Kia, Ferrari, Rolls-Royce, Porsche ?
En matière de piratage des voitures, il y a des antécédents célèbres comme en 2015 lorsqu’un journaliste spécialisé en sécurité informatique a été cobaye lors d’une expérience pratiquée par deux chercheurs américains démontrant que l’on pouvait prendre le contrôle d’une Jeep Cherokee à distance. En roulant à 100 km heure sur une autoroute, les pirates ont positionné la clim sur froid maximum, activé les essuie-glaces, mis la radio à fond sur une station de rock pour ensuite neutraliser l’accélérateur. Cela peut aller jusqu’au contrôle et à la neutralisation des freins. Entretemps le constructeur semble avoir résolu le problème.
Dans son blog de fin janvier dernier intitulé « Pirates du web contre l’industrie automobile : vulnérabilités critiques chez Ferrari, BMW, Rolls-Royce, Porsche et d’autres » il liste les vulnérabilités par constructeur. Sur cette liste on retrouve des marques très prestigieuses. En distillant de nombreux détails et en partie des éléments de code non critiques, Curry et son équipe soulignent que sur la plupart des marques de voitures on peut avoir accès à distance à de nombreuses fonctions réservées aux fabricants ou aux revendeurs agréés comme le déverrouillage des portières à distance. En révélant au moins 14 failles analogues sur des marques de véhicule, ils ont démontré qu’ils peuvent s’approprier et contrôler les paramètres informatiques de la voiture ainsi que les données de leurs propriétaires avec toutes les conséquences si ceux-ci tombent entre des mains criminelles. Ils pouvaient même changer le propriétaire de véhicules de luxe italiens ou prendre le contrôle de flottes entières de véhicules, y compris des véhicules de police, pompiers et autres. Le site « cyberscoop.com » conclut qu’ainsi ils pourraient avoir accès à 15.5 millions de véhicules. Selon ce site toutes ces brèches auraient entretemps colmaté en collaboration avec les marques concernées.
Et les avions ; et les bateaux ?
Aux dires des professionnels de la sécurité informatique « la vérité est qu’un bateau ou un avion comme tout système informatique peut être hacké. » Les avions, souvent surnommés des ordinateurs avec des ailes, selon les experts sont blindés (pour l’instant) et les avionneurs font tout ce qui est nécessaire pour que cela le demeure.
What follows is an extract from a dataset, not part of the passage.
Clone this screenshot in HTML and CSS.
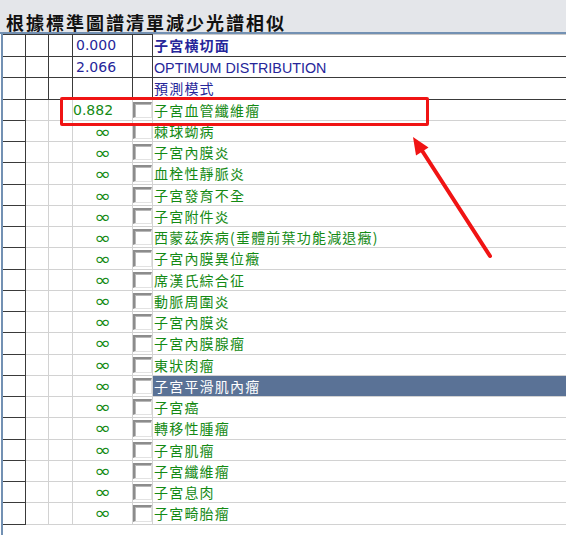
FILE: index.html
```html
<!DOCTYPE html>
<html lang="zh-Hant">
<head>
<meta charset="utf-8">
<title>根據標準圖譜清單減少光譜相似</title>
<link rel="stylesheet" href="styles.css">
</head>
<body>
<div class="title">根據標準圖譜清單減少光譜相似</div>
<div class="main">
  <div class="grid">
    <div class="row fixed first"><div class="c c1"></div><div class="c c2"></div><div class="c c3"></div><div class="c num">0.000</div><div class="c chk"></div><div class="c name"><b>子宮横切面</b></div></div>
    <div class="row fixed"><div class="c c1"></div><div class="c c2"></div><div class="c c3"></div><div class="c num">2.066</div><div class="c chk"></div><div class="c name"><span class="latin">OPTIMUM DISTRIBUTION</span></div></div>
    <div class="row fixed"><div class="c c1"></div><div class="c c2"></div><div class="c c3"></div><div class="c num"></div><div class="c chk"></div><div class="c name">預測模式</div></div>
    <div class="row"><div class="c c1"></div><div class="c c2"></div><div class="c c3"></div><div class="c num val">0.882</div><div class="c chk"><span class="box"></span></div><div class="c name">子宮血管纖維瘤</div></div>
    <div class="row"><div class="c c1"></div><div class="c c2"></div><div class="c c3"></div><div class="c num inf"><span>∞</span></div><div class="c chk"><span class="box"></span></div><div class="c name">棘球蚴病</div></div>
    <div class="row"><div class="c c1"></div><div class="c c2"></div><div class="c c3"></div><div class="c num inf"><span>∞</span></div><div class="c chk"><span class="box"></span></div><div class="c name">子宮內膜炎</div></div>
    <div class="row"><div class="c c1"></div><div class="c c2"></div><div class="c c3"></div><div class="c num inf"><span>∞</span></div><div class="c chk"><span class="box"></span></div><div class="c name">血栓性靜脈炎</div></div>
    <div class="row"><div class="c c1"></div><div class="c c2"></div><div class="c c3"></div><div class="c num inf"><span>∞</span></div><div class="c chk"><span class="box"></span></div><div class="c name">子宮發育不全</div></div>
    <div class="row"><div class="c c1"></div><div class="c c2"></div><div class="c c3"></div><div class="c num inf"><span>∞</span></div><div class="c chk"><span class="box"></span></div><div class="c name">子宮附件炎</div></div>
    <div class="row"><div class="c c1"></div><div class="c c2"></div><div class="c c3"></div><div class="c num inf"><span>∞</span></div><div class="c chk"><span class="box"></span></div><div class="c name">西蒙茲疾病(垂體前葉功能減退癥)</div></div>
    <div class="row"><div class="c c1"></div><div class="c c2"></div><div class="c c3"></div><div class="c num inf"><span>∞</span></div><div class="c chk"><span class="box"></span></div><div class="c name">子宮內膜異位癥</div></div>
    <div class="row"><div class="c c1"></div><div class="c c2"></div><div class="c c3"></div><div class="c num inf"><span>∞</span></div><div class="c chk"><span class="box"></span></div><div class="c name">席漢氏綜合征</div></div>
    <div class="row"><div class="c c1"></div><div class="c c2"></div><div class="c c3"></div><div class="c num inf"><span>∞</span></div><div class="c chk"><span class="box"></span></div><div class="c name">動脈周圍炎</div></div>
    <div class="row"><div class="c c1"></div><div class="c c2"></div><div class="c c3"></div><div class="c num inf"><span>∞</span></div><div class="c chk"><span class="box"></span></div><div class="c name">子宮內膜炎</div></div>
    <div class="row"><div class="c c1"></div><div class="c c2"></div><div class="c c3"></div><div class="c num inf"><span>∞</span></div><div class="c chk"><span class="box"></span></div><div class="c name">子宮內膜腺瘤</div></div>
    <div class="row"><div class="c c1"></div><div class="c c2"></div><div class="c c3"></div><div class="c num inf"><span>∞</span></div><div class="c chk"><span class="box"></span></div><div class="c name">東狀肉瘤</div></div>
    <div class="row"><div class="c c1"></div><div class="c c2"></div><div class="c c3"></div><div class="c num inf"><span>∞</span></div><div class="c chk"><span class="box"></span></div><div class="c name sel">子宮平滑肌內瘤</div></div>
    <div class="row"><div class="c c1"></div><div class="c c2"></div><div class="c c3"></div><div class="c num inf"><span>∞</span></div><div class="c chk"><span class="box"></span></div><div class="c name">子宮癌</div></div>
    <div class="row"><div class="c c1"></div><div class="c c2"></div><div class="c c3"></div><div class="c num inf"><span>∞</span></div><div class="c chk"><span class="box"></span></div><div class="c name">轉移性腫瘤</div></div>
    <div class="row"><div class="c c1"></div><div class="c c2"></div><div class="c c3"></div><div class="c num inf"><span>∞</span></div><div class="c chk"><span class="box"></span></div><div class="c name">子宮肌瘤</div></div>
    <div class="row"><div class="c c1"></div><div class="c c2"></div><div class="c c3"></div><div class="c num inf"><span>∞</span></div><div class="c chk"><span class="box"></span></div><div class="c name">子宮纖維瘤</div></div>
    <div class="row"><div class="c c1"></div><div class="c c2"></div><div class="c c3"></div><div class="c num inf"><span>∞</span></div><div class="c chk"><span class="box"></span></div><div class="c name">子宮息肉</div></div>
    <div class="row"><div class="c c1"></div><div class="c c2"></div><div class="c c3"></div><div class="c num inf"><span>∞</span></div><div class="c chk"><span class="box"></span></div><div class="c name">子宮畸胎瘤</div></div>
  </div>
</div>
<div class="callout"></div>
<svg class="arrow" width="566" height="537" viewBox="0 0 566 537">
  <line x1="490" y1="256" x2="421" y2="149" stroke="#f01414" stroke-width="4" stroke-linecap="round"/>
  <polygon points="413,137 428.5,147.5 416,155.5" fill="#f01414"/>
</svg>
</body>
</html>
```
FILE: styles.css
```css
html, body {
  margin: 0;
  padding: 0;
  background: #ffffff;
}
body {
  width: 566px;
  height: 537px;
  overflow: hidden;
  position: relative;
  font-family: "Liberation Sans", "Noto Sans CJK TC", sans-serif;
}
.title {
  height: 34px;
  box-sizing: border-box;
  padding: 13px 0 0 6px;
  background: #e4e6ea;
  border-bottom: 2px solid #7391b3;
  font-family: "Noto Sans CJK TC", sans-serif;
  font-weight: 700;
  font-size: 18px;
  line-height: 18px;
  letter-spacing: 2px;
  color: #111111;
  white-space: nowrap;
}
.main {
  height: 501px;
  margin-left: 1px;
  border-left: 2px solid #7391b3;
  background: #ffffff;
}
.row {
  display: grid;
  grid-template-columns: 23px 23px 24px 60px 20px 1fr;
  height: 21.25px;
}
.c {
  box-sizing: border-box;
  border-right: 1px solid #d2d2d2;
  border-bottom: 1px solid #d2d2d2;
  overflow: hidden;
  white-space: nowrap;
  line-height: 20px;
}
.c1 {
  border-color: #3a3a3a;
}
.name {
  border-right: none;
  padding-left: 1px;
  font-family: "Noto Sans CJK TC", sans-serif;
  font-size: 14px;
  letter-spacing: 1.2px;
  color: #148a14;
  line-height: 20px;
}
.num {
  font-family: "DejaVu Sans", sans-serif;
  font-size: 14px;
  color: #148a14;
  padding-left: 0;
}
.num.inf {
  display: flex;
  align-items: center;
  justify-content: center;
}
.num.inf span {
  display: inline-block;
  font-size: 16px;
  line-height: 14px;
  transform: translateY(1px) scale(1.25, 1.1);
}
.fixed .c {
  border-color: #3a3a3a;
}
.fixed .num {
  color: #26269a;
  padding-left: 3px;
}
.fixed .name {
  color: #26269a;
}
.first .c {
  border-top: 1px solid #3a3a3a;
}
.first .name {
  border-top: 1px solid #c8c8c8;
}
.row.first {
  height: 23px;
}
.latin {
  font-family: "Liberation Sans", sans-serif;
  font-size: 14.3px;
  letter-spacing: 0;
}
.chk {
  display: flex;
  padding: 2px 0 2px 0;
}
.box {
  flex: 1;
  box-sizing: border-box;
  border-left: 2px solid #8c8c8c;
  border-top: 2px solid #8c8c8c;
  border-right: 1px solid #e2e2e2;
  border-bottom: 1px solid #e2e2e2;
  background: #ffffff;
  box-shadow: inset 1px 1px 0 #b8b8b8;
}
.sel {
  background: #5a7296;
  color: #ffffff;
}
.callout {
  position: absolute;
  left: 60px;
  top: 97px;
  width: 369px;
  height: 29px;
  box-sizing: border-box;
  border: 3px solid #f01414;
  border-radius: 2px;
}
.arrow {
  position: absolute;
  left: 0;
  top: 0;
}
```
Aucun avion n’aurait été piraté à ce jour. Les pirates s’attaquent plutôt aux systèmes informatiques des aéroports et sociétés ariennes. En octobre dernier « Killnet » un groupe de hackers pro Poutine informait avoir perturbé les sites de 14 aéroports américains, perturbations qui n’ont eu aucun impact opérationnel selon les autorités américaines. Leurs cibles sont les institutions de pays membres de l’OTAN comme ceux des États-Unis où à la même époque « Killnet » se déclarait responsable de la mise hors ligne de sites officiels.
Les grands transporteurs maritimes n’ont pas eu cette chance : des géants comme l’allemand « Hellman worldwide logistics » avec ses 11.000 employés et ses 300 bureaux disséminés à travers la planète a fait les frais d’un piratage en octobre 2022. En déconnectant immédiatement tout de leur plateforme centrale, ils ont réussi à sauver la mise, mais à un prix élevé. Le numéro un du fret maritime occidental Maersk a dû payer une rançon de 300 bitcoins, ce qui fait un équivalent de 7.5 millions d’euros en 2017 pour pouvoir récupérer la souveraineté sur son système informatique. Le coût total du piratage dont l’origine est russe selon, le FBI se monte à 300 millions d’euros. En 2020 Maersk a eu droit à une nouvelle tentative d’attaque. Ces deux exemples parmi d’autres soulignent que le piratage a de beaux jours devant lui, malgré la veille des agences nationales et privées de cybersécurité, de plus en plus pointues.